Pay for Play An Abuse of Discretion

The Houston (Fourteenth) Court of Appeals recently held that a trial court abuses its discretion if it conditions a trial setting on the payment of sanctions.  Here, after a plaintiff and his attorney were sanctioned $45,000 and $5,000, respectively, they challenged the sanctions order by mandamus.  In its memorandum opinion, the court of appeals began by holding that because the plaintiff and his attorney did not claim that the sanctions threatened their ability to continue the litigation, they had an adequate remedy by appeal and, thus, were not entitled to mandamus relief with respect to the sanctions.

In addition to awarding sanctions, however, the order set the trial for the "next available trial date following payment of the fees in full as ordered herein."  Citing precedent, the court held that "[a] sanctions award that impedes the prosecution of the case warrants extraordinary relief."  Accordingly, the court of appeals conditionally granted mandamus and ordered the trial court to delete the language in the sanctions order that conditioned the trial setting on the payment of sanctions.  The court's opinion in In re Gawlikowski can be found here

Voidness, Unenforceability, or Unconscionability of Contract is an Affirmative Defense

The Dallas Court of Appeals has held that "an allegation that a provision in a contract is void, unenforceable, or unconscionable is a matter in the nature of an avoidance and must be pleaded."

In Parks v. Developers Surety & Indemnity Co., Developers Surety and Indemnity Company sued Robert Parks, Jo Ann Parks, and Brinkman Construction on a written indemnity agreement, which had been executed in connection with a surety bond Developers issued on a construction project for the City of Fort Worth.  Developers filed a motion for summary judgment asserting that it conclusively established that the defendants were jointly and severally liable for $371,245.81.  The trial court granted Developers' motion for summary judgment and the defendants appealed.

On appeal, the appellants (formerly defendants) argued for the first time that a provision in the indemnity agreement providing that evidence of an itemized statement of claims or loss paid is prima facie evidence, was unconscionable and void.  The court of appeals first holds that the trial court was entitled to rely upon the contract provision because it was part of the summary judgment record and it did not have to be specifically brought to the trial court's attention.  The court also holds that the appellants' allegation that the contract provision was void, unenforceable, or unconsctionable is a matter in the nature of avoidance and must be affirmatively pleaded under Civil Procedure Rule 94.  Because it was not raised in response to the motion for summary judgment, the court holds that it could not be considered.  The court's opinion may be found here.

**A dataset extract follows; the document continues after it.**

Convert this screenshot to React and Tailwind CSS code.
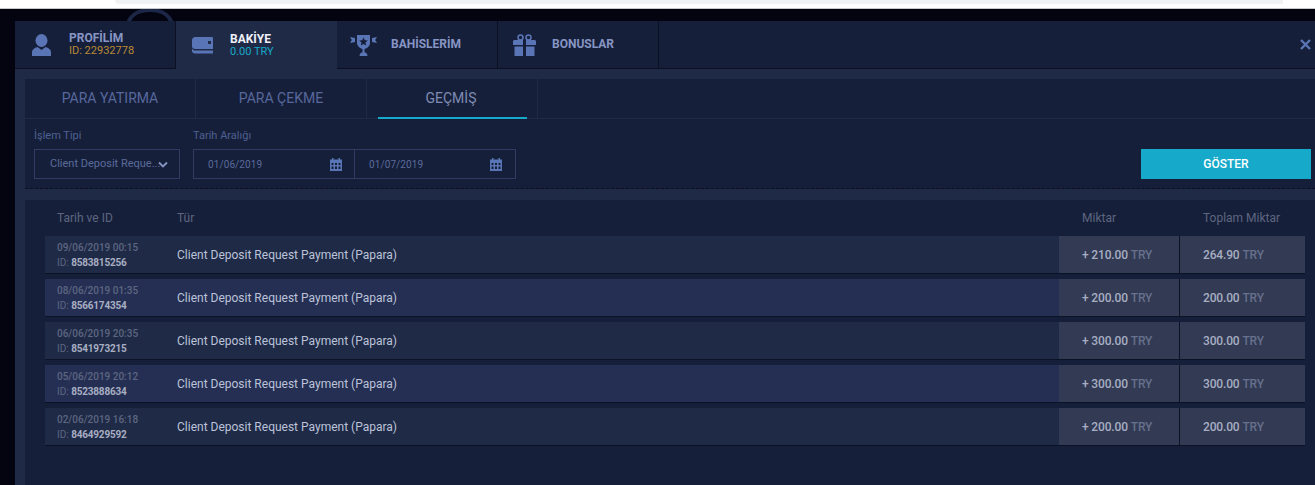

This result regarding the affirmative defense is probably correct, however, I question the citation to Shoemake v. Fogel, Ltd., which is an old case of mine.  I didn't recall the particular ruling referenced by the Dallas Court of Appeals opinion, so I went back to look at it and refresh my memory.   Shoemake involved a failure to plead parental immunity as an affirmative defense and the Supreme Court actually holds that a failure to affirmatively plead parental immunity does not waive the defense.  In fact, the opinion expressly states "Rule 94's requirement of pleading is not absolute."  To the extent the opinion is applicable, it probably supports the opposite conclusion from the one reached in the Parks opinion.